Given data:
────
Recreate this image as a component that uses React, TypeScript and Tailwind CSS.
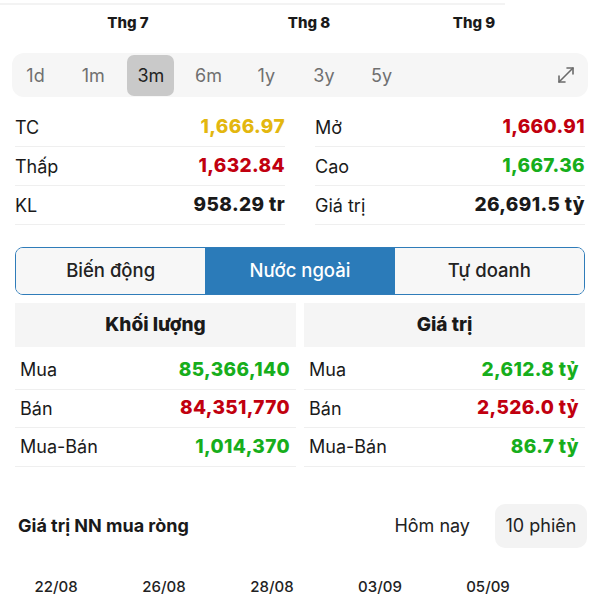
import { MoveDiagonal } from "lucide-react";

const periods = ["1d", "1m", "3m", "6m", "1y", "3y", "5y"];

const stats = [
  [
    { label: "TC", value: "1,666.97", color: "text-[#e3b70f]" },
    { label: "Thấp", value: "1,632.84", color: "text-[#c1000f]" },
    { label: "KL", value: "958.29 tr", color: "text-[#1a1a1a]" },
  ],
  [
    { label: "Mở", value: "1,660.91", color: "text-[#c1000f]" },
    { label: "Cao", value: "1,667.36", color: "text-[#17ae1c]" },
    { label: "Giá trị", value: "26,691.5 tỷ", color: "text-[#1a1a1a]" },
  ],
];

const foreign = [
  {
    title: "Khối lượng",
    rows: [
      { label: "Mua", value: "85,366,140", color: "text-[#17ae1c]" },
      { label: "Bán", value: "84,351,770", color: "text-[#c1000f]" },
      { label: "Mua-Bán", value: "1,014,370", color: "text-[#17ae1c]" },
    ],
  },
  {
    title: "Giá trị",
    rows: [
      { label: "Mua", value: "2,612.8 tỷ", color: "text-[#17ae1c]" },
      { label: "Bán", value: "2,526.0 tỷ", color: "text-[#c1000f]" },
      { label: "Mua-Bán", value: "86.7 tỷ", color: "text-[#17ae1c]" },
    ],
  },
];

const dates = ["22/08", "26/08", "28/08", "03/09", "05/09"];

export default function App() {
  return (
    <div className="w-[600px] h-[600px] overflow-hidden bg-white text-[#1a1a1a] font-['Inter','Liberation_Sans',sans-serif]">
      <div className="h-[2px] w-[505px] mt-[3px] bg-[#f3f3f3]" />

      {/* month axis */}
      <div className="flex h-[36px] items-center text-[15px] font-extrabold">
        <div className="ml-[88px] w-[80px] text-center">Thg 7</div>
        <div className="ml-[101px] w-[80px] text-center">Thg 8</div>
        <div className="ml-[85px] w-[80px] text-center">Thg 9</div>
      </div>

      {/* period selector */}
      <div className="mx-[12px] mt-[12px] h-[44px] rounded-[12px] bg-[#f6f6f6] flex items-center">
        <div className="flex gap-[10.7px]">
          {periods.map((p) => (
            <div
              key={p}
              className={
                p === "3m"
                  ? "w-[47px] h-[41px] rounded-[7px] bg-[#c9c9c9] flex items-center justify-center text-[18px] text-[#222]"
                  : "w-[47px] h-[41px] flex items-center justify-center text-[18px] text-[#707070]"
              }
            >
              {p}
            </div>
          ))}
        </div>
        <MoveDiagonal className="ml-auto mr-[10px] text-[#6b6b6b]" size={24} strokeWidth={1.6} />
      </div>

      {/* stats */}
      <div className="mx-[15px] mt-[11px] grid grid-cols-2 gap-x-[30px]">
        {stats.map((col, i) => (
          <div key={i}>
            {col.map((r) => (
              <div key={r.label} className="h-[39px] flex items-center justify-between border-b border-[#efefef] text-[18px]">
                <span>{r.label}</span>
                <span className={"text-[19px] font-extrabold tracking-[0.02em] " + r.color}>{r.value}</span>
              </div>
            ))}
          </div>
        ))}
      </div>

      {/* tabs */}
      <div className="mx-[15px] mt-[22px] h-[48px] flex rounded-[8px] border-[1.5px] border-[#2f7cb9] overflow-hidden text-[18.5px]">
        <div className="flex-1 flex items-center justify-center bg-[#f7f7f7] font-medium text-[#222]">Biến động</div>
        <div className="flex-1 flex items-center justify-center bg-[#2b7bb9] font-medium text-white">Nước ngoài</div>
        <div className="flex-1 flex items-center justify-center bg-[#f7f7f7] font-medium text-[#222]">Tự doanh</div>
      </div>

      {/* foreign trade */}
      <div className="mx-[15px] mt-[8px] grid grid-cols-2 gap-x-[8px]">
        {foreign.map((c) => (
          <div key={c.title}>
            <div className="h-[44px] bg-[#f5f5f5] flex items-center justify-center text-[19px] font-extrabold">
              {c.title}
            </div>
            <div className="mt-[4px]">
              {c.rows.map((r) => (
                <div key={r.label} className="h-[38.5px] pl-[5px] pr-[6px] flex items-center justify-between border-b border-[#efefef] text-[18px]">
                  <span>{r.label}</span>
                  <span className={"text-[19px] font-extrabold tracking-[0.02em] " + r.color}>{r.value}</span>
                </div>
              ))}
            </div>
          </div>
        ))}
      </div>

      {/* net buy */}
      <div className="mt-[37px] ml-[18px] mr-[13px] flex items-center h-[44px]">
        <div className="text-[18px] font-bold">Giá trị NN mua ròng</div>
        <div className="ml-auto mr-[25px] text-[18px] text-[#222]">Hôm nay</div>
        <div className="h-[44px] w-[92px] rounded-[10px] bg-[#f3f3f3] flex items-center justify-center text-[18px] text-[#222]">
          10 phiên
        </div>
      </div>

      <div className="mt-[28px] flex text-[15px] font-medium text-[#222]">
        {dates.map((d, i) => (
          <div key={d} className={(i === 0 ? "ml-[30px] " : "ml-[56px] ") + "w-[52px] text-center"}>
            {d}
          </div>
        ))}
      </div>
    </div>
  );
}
────
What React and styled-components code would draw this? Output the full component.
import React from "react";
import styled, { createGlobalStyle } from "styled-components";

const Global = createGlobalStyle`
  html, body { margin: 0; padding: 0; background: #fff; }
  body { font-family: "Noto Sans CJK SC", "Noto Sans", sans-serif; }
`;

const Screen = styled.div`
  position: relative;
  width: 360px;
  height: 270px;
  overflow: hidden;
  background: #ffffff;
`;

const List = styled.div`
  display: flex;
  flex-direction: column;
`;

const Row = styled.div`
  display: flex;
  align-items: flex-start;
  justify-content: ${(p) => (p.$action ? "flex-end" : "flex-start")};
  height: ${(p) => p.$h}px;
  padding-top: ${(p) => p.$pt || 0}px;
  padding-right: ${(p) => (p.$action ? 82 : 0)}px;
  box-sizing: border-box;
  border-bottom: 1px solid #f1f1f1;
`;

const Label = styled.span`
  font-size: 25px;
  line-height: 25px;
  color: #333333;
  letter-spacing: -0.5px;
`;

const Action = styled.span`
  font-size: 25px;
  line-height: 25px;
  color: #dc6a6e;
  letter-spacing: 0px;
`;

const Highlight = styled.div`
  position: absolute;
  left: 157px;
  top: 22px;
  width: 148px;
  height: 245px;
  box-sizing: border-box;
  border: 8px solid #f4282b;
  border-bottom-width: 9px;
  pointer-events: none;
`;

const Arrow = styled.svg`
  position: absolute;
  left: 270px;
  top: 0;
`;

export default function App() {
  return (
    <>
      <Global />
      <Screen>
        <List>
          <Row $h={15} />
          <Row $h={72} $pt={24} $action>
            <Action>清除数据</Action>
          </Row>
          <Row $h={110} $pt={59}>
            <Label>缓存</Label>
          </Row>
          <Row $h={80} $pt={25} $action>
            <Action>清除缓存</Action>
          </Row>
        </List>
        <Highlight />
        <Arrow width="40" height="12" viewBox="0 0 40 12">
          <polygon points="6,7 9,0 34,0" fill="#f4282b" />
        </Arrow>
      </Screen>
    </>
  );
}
────
Copy out each line of the listing that holds "this".

Exercise output:
Recreate this image as a component that uses React, TypeScript and Tailwind CSS.
What React and styled-components code would draw this? Output the full component.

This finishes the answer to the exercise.